At stake in the court battle was whether Cornell had complied with its own policies throughout its Title IX Office’s investigation of Doe and whether the University’s Hearing and Appeal panels had enough evidence to find the student responsible.

Doe’s current relationship with the University is unclear and Alan Sash, the student’s lawyer, declined to comment on the judge’s ruling or the student’s status at Cornell.

Faughnan wrote in his decision that “Cornell substantially complied with its own policies and procedures and had a rational basis for its determination.” The judge added that the University’s suspension of the student can now go into effect because the court has upheld Cornell’s determinations.

Doe declared in a court filing on Dec. 18 that he will appeal “each and every part” of Faughnan’s order.

The student had argued in court that Cornell carried out its investigation unfairly, departing from its own policies in a way that tipped the scales in favor of his accuser. But Faughnan sided with Cornell, saying the University adhered to its own policies throughout the investigation.

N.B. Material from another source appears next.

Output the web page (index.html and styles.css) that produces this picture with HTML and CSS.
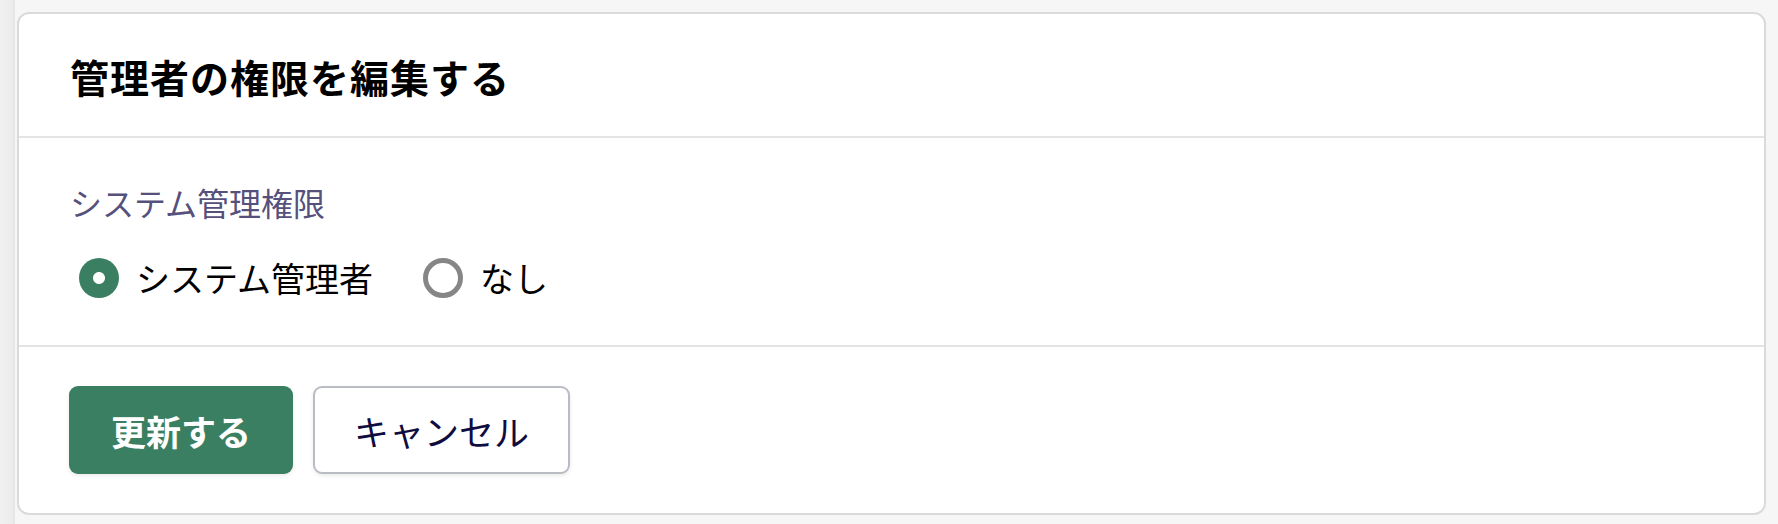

Doe rehashed several of his allegations against the University, including his claim that it arbitrarily and capriciously departed from its own rules in seven ways during his case. Two of these departures, Doe said, were when a University Hearing Panel failed to ask his accuser certain relevant questions and when an investigator withheld evidence from the investigative record.

Faughnan disagreed with Doe on all seven accusations, finding that while some of Doe’s allegations were factually true, the University “substantially complied” with its own policies throughout the process and did not act “arbitrarily and capriciously in [its] disciplinary proceeding against Doe.”

Faughnan also found that the Hearing Panel — the body that first decided Doe was guilty — had “sufficient basis” in the record to find Doe responsible for sexual misconduct and retaliation. The panel found that Doe retaliated against his accuser by filing a Title IX complaint against her after she filed a complaint against him.

Doe said in the suit that he learned of the complaint against him only after deciding to file his own complaint. Faughnan did not assess whether Cornell’s process itself was fair, nor whether Cornell was right to find Doe guilty, but rather whether Cornell had adhered to its own policies.

This case marked the second time in December that Cornell received good news regarding a Title IX investigation. On Dec. 11, the Department of Education closed an investigation into whether Cornell’s Title IX Office discriminated against a complainant on the basis of race, color or ethnicity by failing to respond promptly and equitably to a complaint of sexual assault.

The U.S. Department of Education said its ending of that investigation was an “administrative closure,” but the reasons for it are unclear.